New Call for Debt Relief Before Obama Leaves

Inside HigherEd

By Andrew Kreighbaum

December 6, 2016
 The Debt Collective, an activist group and offshoot of the Occupy Wall Street movement, is calling on the Obama administration to provide debt relief for student loan borrowers who say they were defrauded by for-profit institutions before President Obama leaves office next year.

The organization posted a video Monday of Pam Hunt, a debt striker and former Corinthian Colleges student, who appealed to Obama directly to forgive the debt of former students alleging fraud by shuttered for-profits Corinthian, ITT Technical Institute and The Art Institutes. Hunt and other debt strikers say their best chance of debt relief is in the next two months — before the administration of Republican Donald Trump takes over in January.

“We’re appealing to you this one last time. This is, like, our last chance to get the justice we deserve,” she said. “Please forgive these debts before you leave office.”

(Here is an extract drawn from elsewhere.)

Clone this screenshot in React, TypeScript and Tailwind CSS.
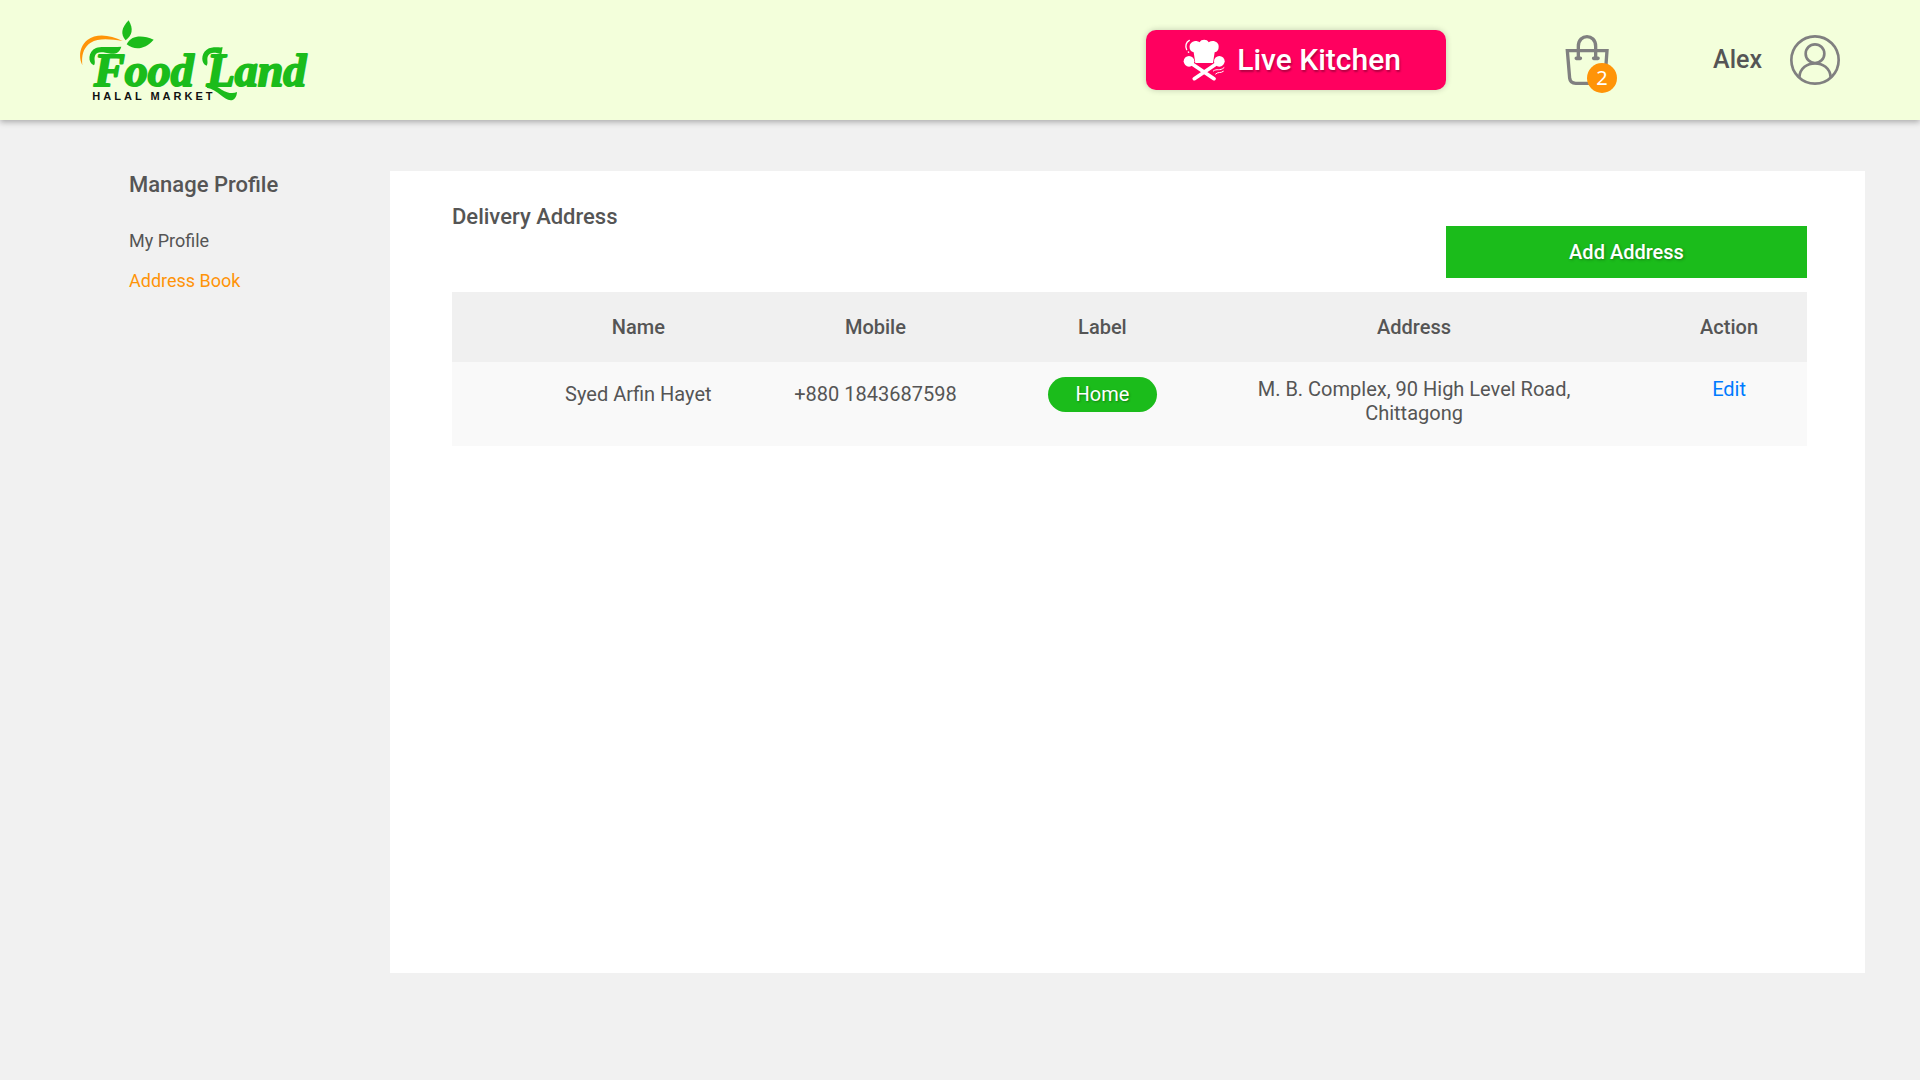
const addresses = [
  {
    name: 'Syed Arfin Hayet',
    mobile: '+880 1843687598',
    label: 'Home',
    address: 'M. B. Complex, 90 High Level Road, Chittagong',
  },
];

function Logo() {
  return (
    <svg viewBox="60 53 690 255" className="h-[85px] w-[230px]" role="img" aria-label="Food Land Halal Market">
      <path d="M67 195C54 168 60 137 82 119C110 98 151 104 188 122C151 116 116 112 92 127C70 141 64 165 67 195Z" fill="#ff9408" />
      <path d="M206 60C221 86 217 105 197 120C181 103 184 82 206 60Z" fill="#1bbc1b" />
      <path d="M200 132C213 105 246 103 281 118C256 146 226 152 200 132Z" fill="#1bbc1b" />
      <path d="M440 262C449 245 466 256 485 268C503 279 519 281 531 275C530 290 523 300 512 300C491 299 474 268 440 262Z" fill="#1bbc1b" />
      <path d="M102 195C82 188 84 153 108 143C126 136 150 143 184 139C179 156 169 161 153 160C130 156 111 151 105 166C101 178 108 185 102 195Z" fill="#1bbc1b" />
      <path d="M440 196C423 191 422 160 440 148C455 138 472 142 488 141L484 162C467 156 451 154 444 167C439 178 446 187 440 196Z" fill="#1bbc1b" />
      <g fill="#1bbc1b" stroke="#1bbc1b" strokeWidth="6" strokeLinejoin="round" className="font-['Liberation_Serif',serif] text-[138px] font-bold italic">
        <text x="102" y="257">Food</text>
        <text x="440" y="257">Land</text>
      </g>
      <text x="97" y="299" fill="#111" className="font-['Liberation_Sans',sans-serif] text-[33px] font-bold tracking-[9px]">
        HALAL MARKET
      </text>
    </svg>
  );
}

function ChefIcon() {
  return (
    <svg viewBox="28 28 126 126" className="size-[42px]" fill="none" stroke="#fff" strokeLinecap="round" aria-hidden="true">
      <path d="M65 100L60 68C43 65 43 36 64 34C71 34 76 36 78 38C82 28 101 28 105 38C118 29 136 37 135 51C135 61 131 66 123 68L118 100Z" fill="#fff" stroke="none" />
      <circle cx="46" cy="95" r="16" fill="#fff" stroke="none" />
      <circle cx="137" cy="95" r="16" fill="#fff" stroke="none" />
      <path d="M50 99L121 147M133 99L62 147" strokeWidth="11" />
      <path d="M47 32C37 37 34 49 39 60M44 67L45 68" strokeWidth="4" />
      <path d="M119 124C130 115 138 126 151 114M126 133C134 125 140 132 149 125" strokeWidth="3" />
    </svg>
  );
}

function BagIcon() {
  return (
    <svg viewBox="75 42 135 156" className="h-[52px] w-[45px]" fill="none" stroke="#808080" strokeWidth="10" aria-hidden="true">
      <path d="M82 92H201L195 175Q193 190 178 190H107Q91 190 89 175Z" />
      <path d="M115 114V79C115 40 167 40 167 79V114" />
      <path d="M109 115H121M161 115H174" strokeWidth="11" strokeLinecap="round" />
    </svg>
  );
}

function UserIcon() {
  return (
    <svg viewBox="0 0 150 150" className="size-[50px]" fill="none" stroke="#808080" strokeWidth="8" aria-hidden="true">
      <circle cx="75" cy="75" r="71" />
      <circle cx="75" cy="56" r="28" />
      <path d="M28 127C31 71 119 71 122 127" />
    </svg>
  );
}

function Header() {
  return (
    <header className="relative flex h-[120px] items-center bg-[#f3ffdb] px-20 shadow-[0_2px_6px_rgba(0,0,0,0.3)]">
      <a href="#home" className="mr-auto">
        <Logo />
      </a>
      <button
        type="button"
        className="mr-[119px] flex h-[60px] w-[300px] items-center justify-center gap-3 rounded-[10px] bg-[#ff005f] pr-2 text-3xl font-medium text-white shadow-[0_0_6px_rgba(0,0,0,0.2)] text-shadow-[1px_2px_2px_rgba(0,0,0,0.3)]"
      >
        <ChefIcon />
        Live Kitchen
      </button>
      <button type="button" aria-label="Cart, 2 items" className="relative mr-[103px]">
        <BagIcon />
        <span className="absolute -right-[7px] -bottom-[7px] flex size-[30px] items-center justify-center rounded-full bg-[#ff9408] font-['Noto_Sans',sans-serif] text-xl text-white">
          2
        </span>
      </button>
      <a href="#account" className="flex items-center gap-7 text-[25px] font-medium">
        Alex
        <UserIcon />
      </a>
    </header>
  );
}

function Sidebar() {
  return (
    <aside className="w-[261px] shrink-0">
      <h2 className="text-[22px] leading-7 font-medium">Manage Profile</h2>
      <nav className="mt-[30px] flex flex-col items-start gap-4 text-lg leading-6">
        <a href="#profile">My Profile</a>
        <a href="#addresses" className="text-[#ff9408]" aria-current="page">
          Address Book
        </a>
      </nav>
    </aside>
  );
}

function AddressTable() {
  return (
    <table className="mt-3.5 w-full table-fixed text-center text-xl leading-6">
      <colgroup>
        <col className="w-[7.5%]" />
        <col className="w-[12.5%]" />
        <col className="w-[22.5%]" />
        <col className="w-[11%]" />
        <col className="w-[35%]" />
        <col className="w-[11.5%]" />
      </colgroup>
      <thead>
        <tr className="h-[70px] bg-[#f0f0f0]">
          <td />
          <th className="font-medium">Name</th>
          <th className="font-medium">Mobile</th>
          <th className="font-medium">Label</th>
          <th className="font-medium">Address</th>
          <th className="font-medium">Action</th>
        </tr>
      </thead>
      <tbody>
        {addresses.map((a) => (
          <tr key={a.mobile} className="h-[84px] bg-[#f9f9f9] align-top">
            <td />
            <td className="pt-5 whitespace-nowrap">{a.name}</td>
            <td className="pt-5">{a.mobile}</td>
            <td className="pt-[15px]">
              <span className="mx-auto flex h-[35px] w-[109px] items-center justify-center rounded-full bg-[#1bbc1b] pb-px text-white text-shadow-[1px_1px_2px_rgba(0,0,0,0.3)]">
                {a.label}
              </span>
            </td>
            <td className="px-[70px] pt-[15px]">{a.address}</td>
            <td className="pt-[15px]">
              <a href="#edit" className="text-[#007bff]">
                Edit
              </a>
            </td>
          </tr>
        ))}
      </tbody>
    </table>
  );
}

export default function App() {
  return (
    <div className="min-h-screen bg-[#f1f1f1] font-['Roboto',sans-serif] text-[#555]">
      <Header />
      <div className="flex pt-[51px] pr-[55px] pb-[107px] pl-[129px]">
        <Sidebar />
        <main className="min-h-[802px] flex-1 bg-white pt-8 pr-[58px] pl-[62px]">
          <h1 className="text-[22px] leading-7 font-medium">Delivery Address</h1>
          <div className="-mt-[5px] flex justify-end">
            <button
              type="button"
              className="h-[52px] w-[361px] bg-[#1bbc1b] text-xl font-medium text-white text-shadow-[1px_1px_3px_rgba(0,0,0,0.3)]"
            >
              Add Address
            </button>
          </div>
          <AddressTable />
        </main>
      </div>
    </div>
  );
}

In September, the Debt Collective announced it was organizing a debt strike by former students of ITT, who learned the week before that their campuses would be closing.

Later that month, Senator Elizabeth Warren wrote a letter to Education Secretary John B. King Jr. saying his department was not doing enough to assist former Corinthian students. Warren’s letter said nearly 80,000 former Corinthian students were eligible for debt relief but were in some form of debt collection. But King said it was not clear that fraud had occurred at every Corinthian campus and the department believed students must personally attest that they were defrauded as part of the debt relief process.